The problematic nature of this socialization first dawned on me when I began to plan my life goals after graduating high school. When I shared my plans with my family, they rejected the possibility of most of my ideas just because of my gender. I would often complain to my sister that I had never understood why I could not explore a number of options just because I’m a girl. After a few rants, my sister told me: “You are a feminist.”
At the time I had no idea what it meant to be feminist, so I googled it. I immediately found the famous TED Talk “We Should All Be Feminists” by Chimamanda Ngozi Adichie. The issues she highlighted, many relevant to her Nigerian upbringing, were relatable to my experiences in Ghana. I began to follow more feminist literature, including Mona Elthahawy's book Headscarves and Hymens, which also resonated with me as a Muslim girl.

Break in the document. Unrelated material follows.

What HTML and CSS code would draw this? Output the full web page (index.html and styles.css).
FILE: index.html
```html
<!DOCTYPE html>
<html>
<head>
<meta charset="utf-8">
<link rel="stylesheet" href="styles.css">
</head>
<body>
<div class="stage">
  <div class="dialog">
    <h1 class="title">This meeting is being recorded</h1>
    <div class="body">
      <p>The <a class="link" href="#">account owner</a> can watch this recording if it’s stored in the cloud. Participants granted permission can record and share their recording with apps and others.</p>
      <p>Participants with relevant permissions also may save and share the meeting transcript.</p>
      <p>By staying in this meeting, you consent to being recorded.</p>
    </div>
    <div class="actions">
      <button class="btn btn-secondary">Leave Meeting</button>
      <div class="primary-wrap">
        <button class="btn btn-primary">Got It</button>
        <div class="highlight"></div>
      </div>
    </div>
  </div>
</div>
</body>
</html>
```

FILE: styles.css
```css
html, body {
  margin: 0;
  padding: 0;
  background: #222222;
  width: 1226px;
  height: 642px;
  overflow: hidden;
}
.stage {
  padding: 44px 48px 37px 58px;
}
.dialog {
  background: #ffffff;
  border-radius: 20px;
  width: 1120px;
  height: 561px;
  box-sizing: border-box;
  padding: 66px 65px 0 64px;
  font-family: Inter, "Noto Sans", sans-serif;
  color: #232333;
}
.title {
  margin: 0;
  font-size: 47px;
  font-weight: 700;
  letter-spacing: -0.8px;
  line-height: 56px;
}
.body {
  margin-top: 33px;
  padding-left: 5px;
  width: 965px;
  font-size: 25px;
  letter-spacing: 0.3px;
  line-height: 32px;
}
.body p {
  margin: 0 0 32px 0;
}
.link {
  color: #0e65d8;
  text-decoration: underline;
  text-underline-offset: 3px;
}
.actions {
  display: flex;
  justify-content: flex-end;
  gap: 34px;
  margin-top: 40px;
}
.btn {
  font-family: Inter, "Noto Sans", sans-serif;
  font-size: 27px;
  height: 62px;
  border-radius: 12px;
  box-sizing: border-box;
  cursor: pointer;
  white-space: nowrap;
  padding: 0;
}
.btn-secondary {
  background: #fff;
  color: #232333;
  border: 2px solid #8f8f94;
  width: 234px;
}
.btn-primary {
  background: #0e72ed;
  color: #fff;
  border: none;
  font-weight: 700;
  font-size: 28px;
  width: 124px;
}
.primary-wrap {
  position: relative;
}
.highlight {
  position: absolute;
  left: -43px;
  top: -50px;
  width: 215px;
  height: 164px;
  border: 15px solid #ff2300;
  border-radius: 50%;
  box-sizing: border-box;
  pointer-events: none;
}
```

I shared my newfound knowledge with a friend, who dismissed it by remarking that bias against women is just a “cultural thing.” I interpreted her acceptance of this cultural norm as the result of many years of socialization and education that had normalized these biases. In fact, the environments in which we are raised do shape the way we think about the world. This process starts early: At 5 years old, many children begin to pick up habits and information, usually through children’s media and games, that can form problematic ideologies, according to a study by the Harvard Center on the Developing Child. Basically, a person’s view of a particular gender or race as inferior to another is most likely a result of their childhood associations and education. If kids are socialized to view sexism, homophobia, violence, and other discriminatory practices as normal at a young age, they will repeat them by perpetuating things like wage inequality, sexual abuse, gender-based violence, and body shaming.
Take, for example, the phrase “boys will be boys.” Every time a parent uses this as an excuse for their son’s bad behavior, they reinforce the problematic nature of this statement. Many atrocities committed by men can be linked to the acceptance of the idea that boys are naturally impulsive, aggressive, and abusive, especially when they are young. This defense was most recently used in the case of Brett Kavanaugh. New York Times journalist Emily Bazelon said that the adolescent brain is still developing, and teenagers on average aren’t good at impulse control. Professor Jonathan Zimmerman backed her up, writing in USA Today that “Of course [Kavanaugh] was different then; he was a third of the age he is now. And teens do stupid, dangerous, and destructive things.”
In my culture, we have a version of this phrase. Women are told to practice “sabr” — which means “patience” in Arabic — when they are physically and emotionally abused by their partners. This patience is expected from women because the idea is that men are administering this abuse, and that “boys will be boys” or “he is a man.”
It seems clear, therefore, that we need to change the message we’re sending kids at a young age. it is necessary to provide children with books and media that provide positive representations of gender equality, and do not associate particular abilities or responsibilities with any gender. Yet there have been and still are few globally mainstream feminist children’s book writers who have accomplished this. I surveyed a small group of people at my university about the books they read while growing up, and four out of five said they read mostly Western books, like those by Dr. Seuss and Mills and Boon, and watched cartoons by DreamWorks and Disney — choices were mostly influenced by the lack of quality choices in our market.
Luckily, this is starting to change. Chidera Eggerue, author of the book What A Time To Be Alone, will soon publish a children’s book called Scribble Yourself Feminist, which is a journal designed to inspire, empower, and entertain girls through motivational quotes, coloring pages, and identifying feminist heroes. Another author trying to change the African narrative for young girls is Peace Kwizera; She wrote Oh Rwandan Child to empower and equip the upcoming generation of Rwandan youth to dismantle the oppressive, patriarchal systems in which they are generally raised.
Teaching young feminists how to strengthen their activism and fight oppressive systems must also include deconstructing the problematic mindsets with which we were raised as children. We need to advocate for educational reforms in our communities, like restructuring the content we teach our children in schools so that they’re more unbiased and promote equality. We need to enforce policies that hold teachers and schools accountable for making and accepting misogynistic and otherwise problematic remarks to their students. The way our children are educated, including the media they consume, contributes to maintaining oppressive systems. As feminists, we need to use education to instead decolonize the mindset of the upcoming generation.